Holocaust denial is hardly a new phenomenon as it proponents claim that the Holocaust was a myth or a fabrication. Typically, deniers claim falsely that the Holocaust was aimed only at deporting Jews and did not include their extermination; that Nazi authorities did not use extermination camps and gas chambers for the genocidal mass murder of Jews; that the actual number of Jews murdered is significantly lower than the accepted figure of 5 million to 6 million, typically around a tenth of that figure; and that the Holocaust is a hoax perpetrated by the Allies, a Jewish conspiracy, or the Soviet Union.
Holocaust denial was a key part of the Nazi plan and when the Nazi defeat was clear, its leaders tried to destroy all evidence of mass extermination.

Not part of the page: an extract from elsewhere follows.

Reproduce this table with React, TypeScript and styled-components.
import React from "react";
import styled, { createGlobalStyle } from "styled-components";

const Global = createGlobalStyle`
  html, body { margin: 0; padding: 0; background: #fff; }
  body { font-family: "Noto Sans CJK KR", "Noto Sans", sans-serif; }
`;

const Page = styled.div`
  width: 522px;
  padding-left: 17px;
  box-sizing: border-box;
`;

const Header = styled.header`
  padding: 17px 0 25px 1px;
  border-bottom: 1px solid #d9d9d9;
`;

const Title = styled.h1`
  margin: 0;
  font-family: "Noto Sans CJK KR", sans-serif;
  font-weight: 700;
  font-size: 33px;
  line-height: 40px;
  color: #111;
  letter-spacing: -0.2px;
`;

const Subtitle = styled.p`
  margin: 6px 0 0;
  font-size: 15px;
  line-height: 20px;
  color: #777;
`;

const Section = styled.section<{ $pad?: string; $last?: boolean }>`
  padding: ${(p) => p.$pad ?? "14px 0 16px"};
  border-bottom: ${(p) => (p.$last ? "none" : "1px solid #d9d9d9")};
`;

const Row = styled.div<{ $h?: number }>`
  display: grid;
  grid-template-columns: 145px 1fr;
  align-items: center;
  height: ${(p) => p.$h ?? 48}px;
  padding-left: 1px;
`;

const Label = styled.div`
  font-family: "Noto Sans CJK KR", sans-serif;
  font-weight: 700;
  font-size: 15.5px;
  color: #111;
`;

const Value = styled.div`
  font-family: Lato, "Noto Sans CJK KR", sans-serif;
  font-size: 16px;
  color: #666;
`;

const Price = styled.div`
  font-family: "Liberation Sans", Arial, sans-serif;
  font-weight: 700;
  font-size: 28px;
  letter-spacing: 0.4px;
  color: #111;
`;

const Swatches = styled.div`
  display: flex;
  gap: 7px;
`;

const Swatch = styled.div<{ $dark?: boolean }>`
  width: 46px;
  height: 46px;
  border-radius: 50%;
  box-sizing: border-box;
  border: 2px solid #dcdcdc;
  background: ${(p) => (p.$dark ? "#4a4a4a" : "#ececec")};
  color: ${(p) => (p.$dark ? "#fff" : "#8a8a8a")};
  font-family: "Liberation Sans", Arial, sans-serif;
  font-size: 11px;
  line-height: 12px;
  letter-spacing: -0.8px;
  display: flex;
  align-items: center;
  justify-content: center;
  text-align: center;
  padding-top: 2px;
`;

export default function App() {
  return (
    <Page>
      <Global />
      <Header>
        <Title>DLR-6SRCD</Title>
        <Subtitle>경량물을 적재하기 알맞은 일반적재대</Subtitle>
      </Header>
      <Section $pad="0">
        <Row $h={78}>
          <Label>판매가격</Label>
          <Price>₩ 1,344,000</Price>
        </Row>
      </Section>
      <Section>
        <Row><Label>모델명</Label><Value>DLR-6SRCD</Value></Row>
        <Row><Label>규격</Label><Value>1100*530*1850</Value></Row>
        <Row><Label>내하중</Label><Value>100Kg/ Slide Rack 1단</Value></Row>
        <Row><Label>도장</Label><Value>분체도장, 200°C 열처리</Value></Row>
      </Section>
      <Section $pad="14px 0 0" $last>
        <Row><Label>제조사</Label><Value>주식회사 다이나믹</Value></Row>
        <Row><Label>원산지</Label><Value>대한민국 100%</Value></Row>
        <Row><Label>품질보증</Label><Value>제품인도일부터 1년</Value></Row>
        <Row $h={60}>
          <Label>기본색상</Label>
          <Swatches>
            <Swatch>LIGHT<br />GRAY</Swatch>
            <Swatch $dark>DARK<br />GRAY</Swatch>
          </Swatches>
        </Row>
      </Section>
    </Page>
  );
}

In the 1930s, the Nazi government claimed allegations of concentration camps were lies put forward by the British government.
French journalist Maurice Bardèche was the first to write openly that he doubted the reality of the Holocaust and he is viewed by many as the father-figure of Holocaust denial.
Harry Elmer Barnes, at one time a mainstream American historian, claimed denial of the Holocaust in his later years and after World War II, Barnes became convinced that allegations made against Germany and Japan, including the Holocaust, were wartime propaganda that had been used to justify the United States’ involvement in World War II.
In 1978 the American far-right activist Willis Carto founded the Institute for Historical Review (IHR), an organization dedicated to publicly challenging the commonly accepted history of the Holocaust.
In 1987, Bradley R. Smith, a former media director of the Institute for Historical Review, founded the Committee for Open Debate on the Holocaust (CODOH), which has repeatedly attempted to place advertisements questioning whether the Holocaust happened, especially in college campus newspapers.
And the denials have been constant from enemies of Israel around the world, including the Palestinian Authority and Hamas. A press release by Hamas in April 2000 decried “the so-called Holocaust, which is an alleged and invented story with no basis.”
Mahmoud Abbas, a co-founder of Fatah and president of the Palestinian National Authority, wrote in his 1982 doctoral dissertation of “The Secret Connection between the Nazis and the Leaders of the Zionist Movement.” In his book, “The Other Side: The Secret Relationship Between Nazism and Zionism,” Abbas denied that six million Jews had died in the Holocaust, dismissing it as a “myth” and a “fantastic lie.”
A survey by the Anti-Defamation League in 2019, found that anti-Semitism is rejected by most Americans, with 79 percent lauding Jews’ cultural contributions to the nation, but 19 percent of Americans support the antisemitic canard that Jews co-control Wall Street and 31 percent said that “Jewish employers go out of their way to hire other Jews.”
Holocaust denial is prevalent among a minority of Americans as shown by the a 2020 survey of adult Millennials and Generation Z members, included 24 percent who said the Holocaust might be a myth or had been exaggerated. And lest we forget, anti-Semitic and white supremacist organizations still attract members in the U.S., including Christian Identity Churches, White Aryan Resistance, the Ku Klux Klan, and the American Nazi Party.
The largest neo-Nazi organizations in the United States are the National Nazi Party and the National Socialist Movement. Many members of these antisemitic groups shave their heads and tattoo themselves with Nazi symbols such as swastikas, SS, and “Heil Hitler.” Scary.